A spokesman for Bristol City Council confirmed that both their listed buildings officers and Heritage England had arranged to visit the building today Thursday.

But earlier this week the owner of the building is said to have postponed that inspection until next week.

Inspections to assess whether or not a building should be listed can only take place with the consent of the owner, so there was nothing council officers could do.

‘We are disappointed to hear reports that damage has been caused to 15 Small Street,’ said a council spokesman.

‘Unfortunately under national planning legislation if the building is not listed the council has no powers to stop this kind of damage.

‘We are continuing to process the owner’s planning application alongside Historic England who are reassessing the building’s status.’

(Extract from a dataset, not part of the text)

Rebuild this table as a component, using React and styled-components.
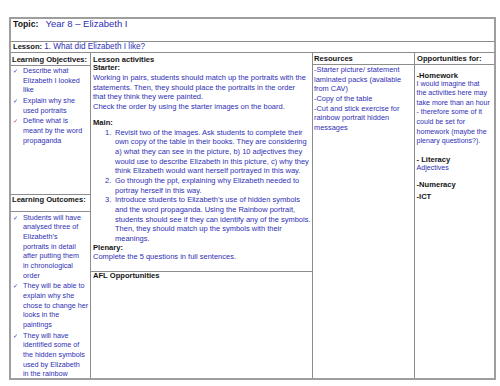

The house was mentioned in a book about Britain’s histoirc homes.

It described a ‘ribbed plaster ceiling of geometric design, with pendants, a moulded cornice and decorative frieze, of the early 17 century’.

The owner of the building has yet to respond to requests for comment. Midas Property Services who are developing the site have not yet responded.

Listed buildings are deemed to have special historic or architectural interest and are protected as a result.

Once listed status is given, owners must apply to make any changes which may affect a property’s special interest.